Arlington, VA

A local bookstore is holding an auction to raise money after the owner says rent increased by 30 percent this year due to property tax changes.

One More Page Books, located in the East Falls Church neighborhood at 2200 N. Westmoreland Street, is hosting a silent auction fundraiser from Friday, August 2 at 6:30 p.m. until Sunday, August 18 at 5 p.m. The bookstore is currently finalizing the item list, which currently ranges from artwork and chocolates, to bike tours and book manuscript consults.

Owner Eileen McGervey said she was excited for the auction, which kicks off with the store’s regularly-scheduled wine and cheese party Friday night. She told ARLnow that customers came up with the idea of the auction, which has since gathered items like handmade shawls and a dinner with media members who cover the Capitals.

The auction was arranged after McGervey said the landlord informed her last month that the real estate taxes for the building went up significantly. The end result? A 30 percent rent increase, applicable to the current year.

McGervey said that’s a challenge for the independent bookstore not only because it operates on small profit margins, but also, “unlike other businesses we don’t have the option of raising the prices because books come with prices on them.”

The tax hike was the result of the county changing the way it calculates the value of some commercial buildings, like the mixed-use commercial condo building One More Page inhabits. The change more than doubled the assessed value of One More Page’s space — and thus also its assessed taxes — even after it was lowered on appeal.

(That’s on top of the County Board approving a real estate tax hike which increased the amount owners pay by two cents for every $100 in assessed property.)

“Unfortunately, in the case of the condominium that houses One More Page, this meant an increase in the assessed value of the property from CY 2018 of $2,351,100.00 to a CY 2019 valuation of $5,591,100.00,” Board Chair Christian Dorsey wrote in a letter to McGervey, who had asked if the Board could offer any assistance to the bookstore.

Dorsey continued:

This is indeed a large jump in the assessed value of the building. The County is bound by the Constitution of Virginia and State Code to assess all real estate at fair market value, and this methodology provides a more accurate assessment of commercial condominium values than did the previous. This methodology took into consideration the actual income and expense data submitted by the owner of the property along with similar condominiums in Arlington.

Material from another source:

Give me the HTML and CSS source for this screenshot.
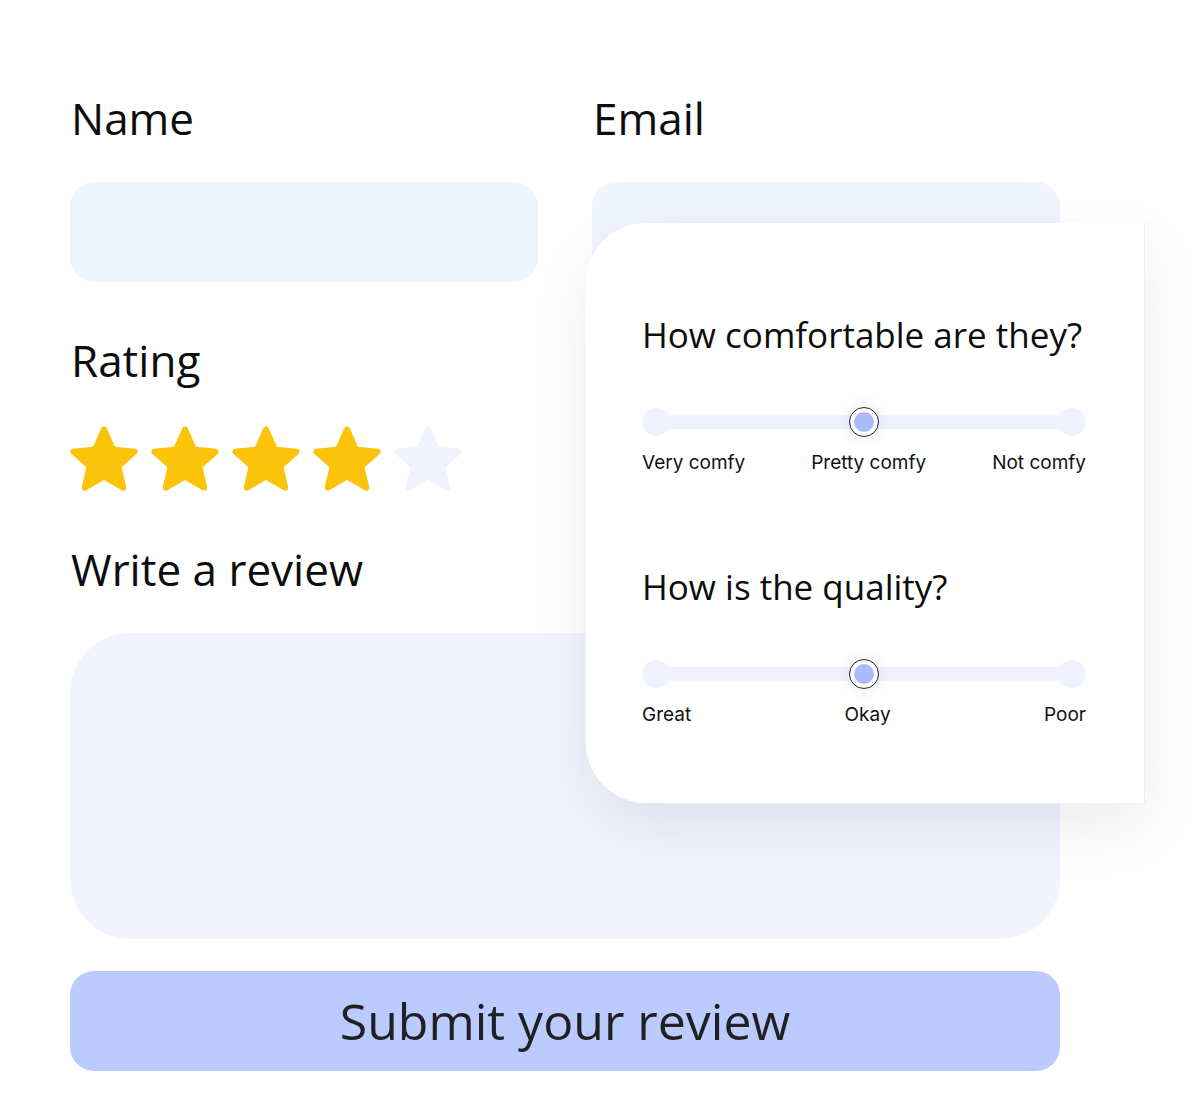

While the owner chose not to appeal the assessment with the County’s Board of Equalization this year, the owner did file an administrative appeal, resulting in a $700,000 reduction in the CY 2019 assessment, to $4,907,500. With the assessment reduction, the total tax bill for the building in Calendar Year 2019 is $56,485.00, up from $26,228.67 in CY 2018.

One More Page has been able to cover the rent raise in the past month, but at the expense of paying some of its vendors. Asking for help covering these bills is awkward, McGervey said, but better than the alternative.

“You don’t want to just be gone one day and have people not know that you could have been there,” McGervey said.

She noted that she’s now exploring the idea of a membership program to cover future rent needs.

When Virginia-based author Jodi Meadows (of Incarnate note) heard about the auction to support the bookstore, she said she spread the word among some fellow author friends. Now a network of writers have stepped up to auction book query critiques by Lisa Maxwell (author of The Last Magician), manuscript critiques by Kristina Pérez (Sweet Black Waves), Miranda Kenneally (Hundred Oaks Series), and Alma Katsu (The Hunger), as well as many book donations.

“One More Page and all other independent bookstores provide so much community service,” Meadows said. “They are safe places to go, they staff readers there. They are really wonderful about bringing authors in and making the community, and the authors, feel like it’s safe place to be and to be a book nerd.”

Attendees can also now bid to name a character in mystery series like the Garage Sale Mystery series (by Sherry Harris), the Wine Country mystery series (by Ellen Crosby), and the Meg Langslow Mystery series (by Donna Andrews).

Over the past eight years, the beloved bookstore has hosted events including a visit from the Obama family as well as a surprising reading from the son of the Gifford’s ice cream empire.

But now, the store is on the receiving end of a new kind of attention. McGervey said customers have called in to offer goods for the auction, spread the word, and contact the county about their concerns over the tax change. One customer pledged to bake 10 dozen cookies for the auction kick-off on Friday.

“One More Page specifically just has this kind of cozy girl power that I love,” said author Jodi Meadows.

McGervey said she’s been touched by the outpouring of support, calling it “humbling and wonderful stuff.”

“You don’t know that your store means that to people,” she said.